Investors are also waiting for the UK's first official hard data since the Brexit vote, with statistics coming out later this week on inflation, unemployment and retail sales.

But on Wall Street all three indices were above record highs struck last week.

The Dow Jones Industrial Average and the broad-based S&P 500 rose 0.4% around mid-day in New York as the tech-rich Nasdaq Composite Index advanced nearly 0.7%.

On the tech side Twitter shares jumped six percent on a New York Times report that it was in talks with Apple to bring its streaming of US NFL football games this fall to Apple TV. Apple stock was up over one percent.
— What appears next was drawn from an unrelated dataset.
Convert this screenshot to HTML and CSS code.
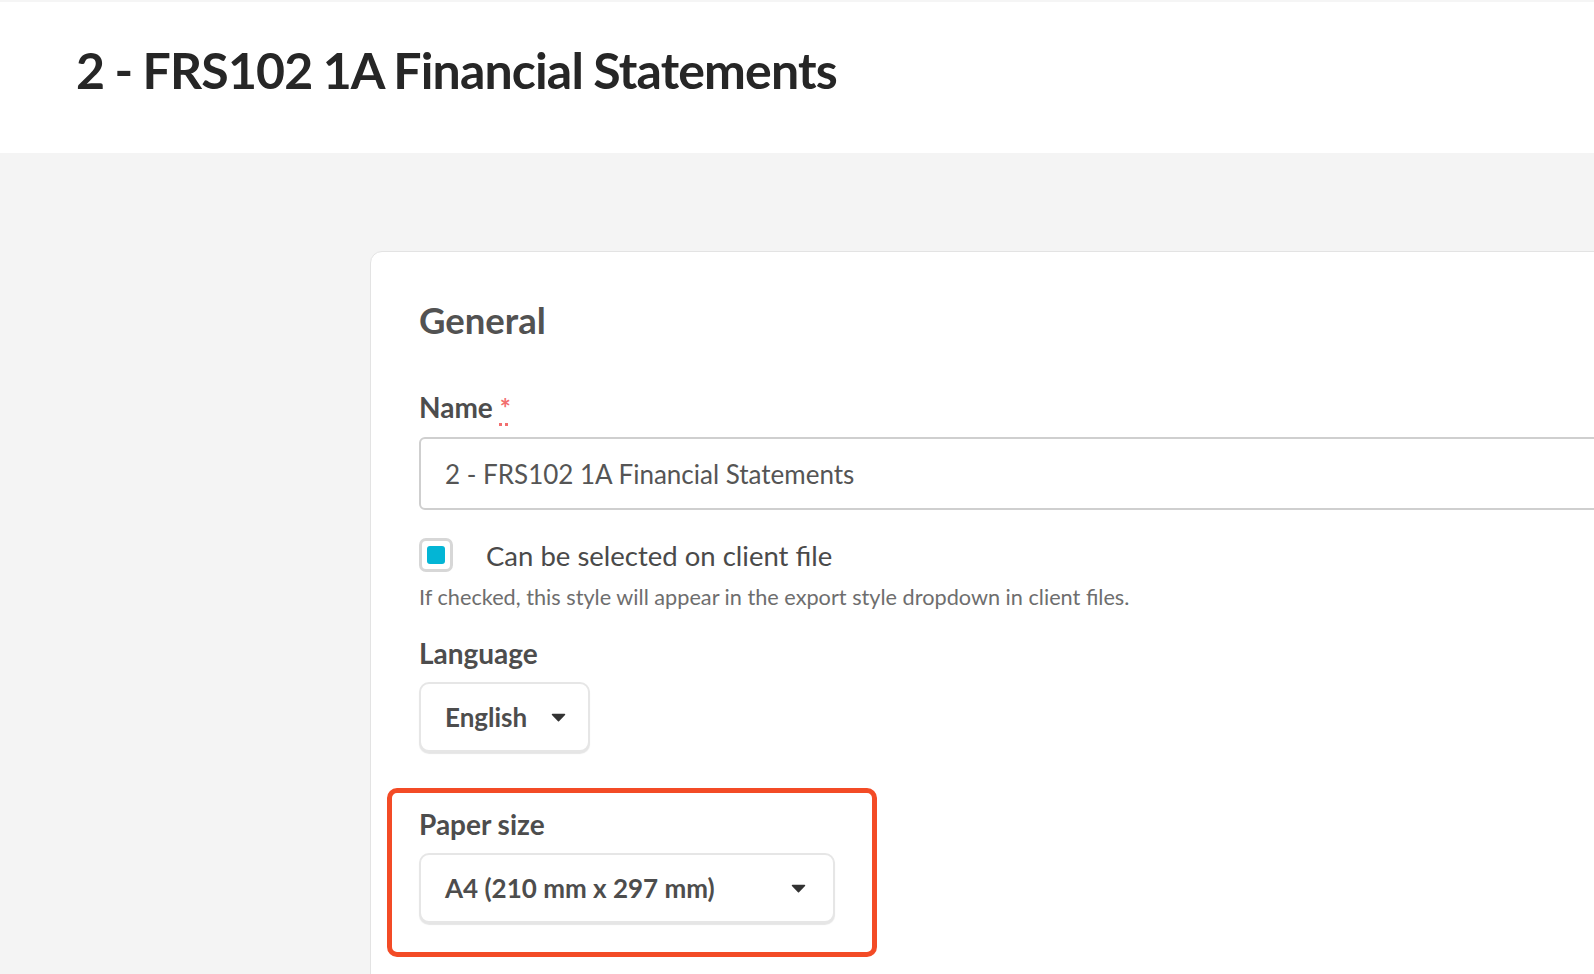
FILE: index.html
```html
<!DOCTYPE html>
<html lang="en">
<head>
<meta charset="utf-8">
<title>2 - FRS102 1A Financial Statements</title>
<link rel="stylesheet" href="styles.css">
</head>
<body>
<header class="page-header">
  <h1 class="page-title">2 - FRS102 1A Financial Statements</h1>
</header>
<main class="page-main">
  <section class="card">
    <h2 class="card-title">General</h2>

    <div class="field">
      <label class="field-label" for="name">Name <abbr class="req" title="required">*</abbr></label>
      <input class="text-input" id="name" type="text" value="2 - FRS102 1A Financial Statements">
    </div>

    <div class="field field-check">
      <label class="check-row">
        <span class="check-box"><span class="check-fill"></span></span>
        <span class="check-label">Can be selected on client file</span>
      </label>
      <p class="help">If checked, this style will appear in the export style dropdown in client files.</p>
    </div>

    <div class="field field-lang">
      <div class="field-label">Language</div>
      <div class="select select-lang">
        <span class="select-value">English</span>
        <svg class="caret" width="15" height="9" viewBox="0 0 15 9"><path d="M1.5 1.5 H13.5 L7.5 7.8 Z" fill="#333" stroke="#333" stroke-width="1.5" stroke-linejoin="round"/></svg>
      </div>
    </div>

    <div class="highlight">
      <div class="field-label">Paper size</div>
      <div class="select select-paper">
        <span class="select-value">A4 (210 mm x 297 mm)</span>
        <svg class="caret" width="15" height="9" viewBox="0 0 15 9"><path d="M1.5 1.5 H13.5 L7.5 7.8 Z" fill="#333" stroke="#333" stroke-width="1.5" stroke-linejoin="round"/></svg>
      </div>
    </div>
  </section>
</main>
</body>
</html>
```

FILE: styles.css
```css
* { box-sizing: border-box; }

html, body {
  margin: 0;
  padding: 0;
}

body {
  background: #f4f4f4;
  font-family: Lato, "Open Sans", "Liberation Sans", sans-serif;
  color: #4d4d4d;
  overflow: hidden;
  height: 974px;
}

.page-header {
  background: #ffffff;
  height: 153px;
  padding: 38px 0 0 76px;
  border-top: 2px solid #f5f5f5;
}

.page-title {
  margin: 0;
  font-size: 50px;
  line-height: 60px;
  font-weight: 700;
  color: #262626;
  letter-spacing: -0.85px;
  word-spacing: -1px;
}

.page-main {
  padding: 98px 0 0 370px;
}

.card {
  width: 1400px;
  min-height: 900px;
  background: #ffffff;
  border: 1px solid #e3e3e3;
  border-radius: 12px;
  padding: 47px 0 0 48px;
}

.card-title {
  margin: 0 0 50px;
  font-size: 36.5px;
  line-height: 43px;
  font-weight: 700;
  color: #525252;
}

.field-label {
  display: block;
  font-size: 28px;
  line-height: 31px;
  font-weight: 700;
  color: #4d4d4d;
  margin-bottom: 13px;
}

.req {
  color: #f26e6e;
  font-size: 26px;
  text-decoration: underline dotted #f26e6e;
  text-decoration-thickness: 3px;
  text-underline-offset: 5px;
  cursor: help;
}

.text-input {
  display: block;
  width: 1300px;
  height: 73px;
  border: 2px solid #cfcfcf;
  border-radius: 6px;
  padding: 0 24px;
  font-family: inherit;
  font-size: 26px;
  color: #555555;
  background: #fff;
  outline: none;
}

.field-check {
  margin-top: 28px;
}

.check-row {
  display: flex;
  align-items: center;
  gap: 33px;
}

.check-box {
  width: 34px;
  height: 34px;
  border: 3px solid #d7d7d7;
  border-radius: 7px;
  display: flex;
  align-items: center;
  justify-content: center;
  background: #fff;
}

.check-fill {
  width: 18px;
  height: 18px;
  border-radius: 3px;
  background: #03b5d5;
}

.check-label {
  font-size: 27.5px;
  line-height: 31px;
  color: #4a4a4a;
}

.help {
  margin: 13px 0 0;
  font-size: 21.7px;
  line-height: 25px;
  color: #6e6e6e;
}

.field-lang {
  margin-top: 28px;
}

.select {
  display: inline-flex;
  align-items: center;
  height: 70px;
  background: #fff;
  border: 2px solid #e6e6e6;
  border-radius: 10px;
  box-shadow: 0 2px 1px rgba(0, 0, 0, 0.10);
  padding: 0 25px 0 24px;
  font-size: 26px;
  font-weight: 700;
  color: #4d4d4d;
}

.select-lang {
  width: 171px;
  gap: 24px;
}

.select-paper {
  width: 416px;
  justify-content: space-between;
  padding-right: 27px;
}

.caret {
  display: block;
  flex: none;
}

.highlight {
  width: 490px;
  margin: 36px 0 0 -32px;
  border: 5px solid #f34b26;
  border-radius: 10px;
  padding: 16px 0 29px 27px;
}
```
Dow members Chevron and ExxonMobil gained as oil prices rose on speculation that producers in the Organization of the Petroleum Exporting Countries would agree to limit output next month and ease the global supply glut.

In London BP shares closed up 1%.

In Asia most markets advanced on Monday but Tokyo dipped as official figures showed Japan's economy stalled in the second quarter.

Data showed growth in the world's third largest economy was flat at zero percent quarter-on-quarter, missing predictions for a 0.2% expansion in the April-June period, on weak exports and lower business spending.

Japanese officials are under increasing pressure to deliver as economists are writing off Prime Minister Shinzo Abe's years-long bid to cement a lasting recovery, dubbed Abenomics.

Tokyo recently announced a whopping 28 trillion yen ($276 billion) package aimed at kickstarting growth.

"The recently announced fiscal and monetary stimulus measures were clearly insufficient to satiate the market's appetite," said London Capital Group analyst Ipek Ozkardeskaya.

"The bulk of investors expect to hear more measures from the government and Bank of Japan (BoJ) to boost growth. The problem is that neither the BoJ, nor Shinzo Abe's government have much left in their pockets to satisfy the unappeasable hunger for free liquidity."

Elsewhere in Asia, Sydney, Wellington and Kuala Lumpur also saw gains, even after poor economic data from the eurozone and the United States on Friday left stocks under pressure.

Chinese shares rallied on hopes the government would soon launch a scheme to link trading on the Shenzhen exchange with the Hong Kong bourse.

Hong Kong rose 0.7%, while Shanghai finished the day up 2.4% after the China Securities Regulatory Commission said on Friday that the Shenzhen-Hong Kong Stock Connect scheme would be launched this year.